Le pilote a mis en évidence que tous les producteurs de l’exportateur gagnent un salaire de subsistance avec les avocats. Sur la base des résultats du pilote, l’exportateur a estimé qu’un producteur doit avoir au moins 30 arbres pour obtenir un revenu de subsistance des avocats. Sinon, il faut des compléments de revenu. Le problème au Kenya, c’est aussi que la terre agricole est très fragmentée. Lorsqu’un paysan décède, ses terres sont divisées entre ses fils. Ainsi, les parcelles deviennent de plus en plus petites.

Le salaire de subsistance comme lien de connexion

Gert-Jan Lieffering d’Eosta : « le sujet du salaire de subsistance n’est pas un  sujet facile à résoudre, mais les résultats de l’évaluation rapide sont parfaits pour démarrer un dialogue. L’exportateur est le lien de connexion entre les paysans et le marché européen, bien que la qualité des avocats ne remplisse pas toujours les normes internationales. Nous ne sommes pas une ONG, ce qui veut dire que si nous voulons que les paysans gagnent plus, nous devons pouvoir vendre leurs produits à bon prix sur le marché. Néanmoins, le salaire de subsistance s’avère une formidable voie pour avoir une meilleure prise sur ce mécanisme de marché et pour connecter les différents maillons de la chaîne d’approvisionnement.

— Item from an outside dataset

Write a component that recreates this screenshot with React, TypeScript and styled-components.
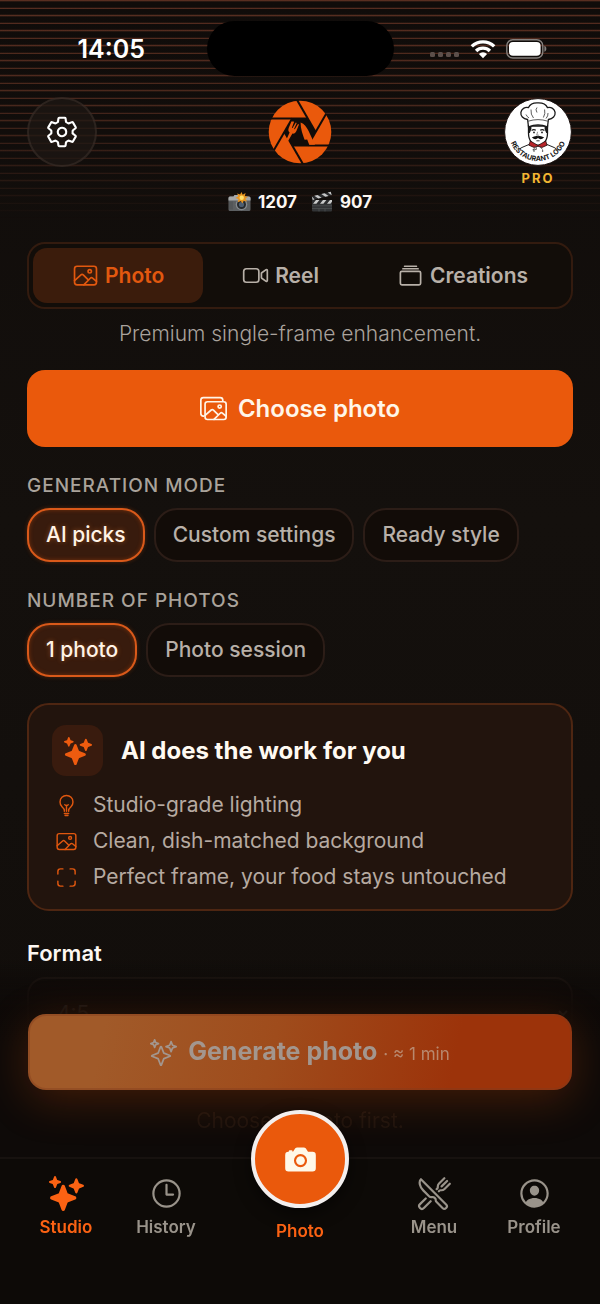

Il offre une meilleure vision commerciale à la fois pour nous, pour l’exportateur et pour les producteurs ».

Une avancée pour la comptabilité du coût réel

Volkert Engelsman, PDG d’Eosta, considère le salaire de subsistance comme un instrument pour encore améliorer la méthodologie de la comptabilité du coût réel : « sur la base de notre modèle de durabilité intégrée, la fleur du développement durable, nous avons tracé les impacts écologiques et sociaux de la production. Mais dans notre pilote du coût réel en 2017, l’impact sur le capital social restait encore inexploré. Le salaire de subsistance peut participer à combler ce fossé pour monétiser l’impact social ».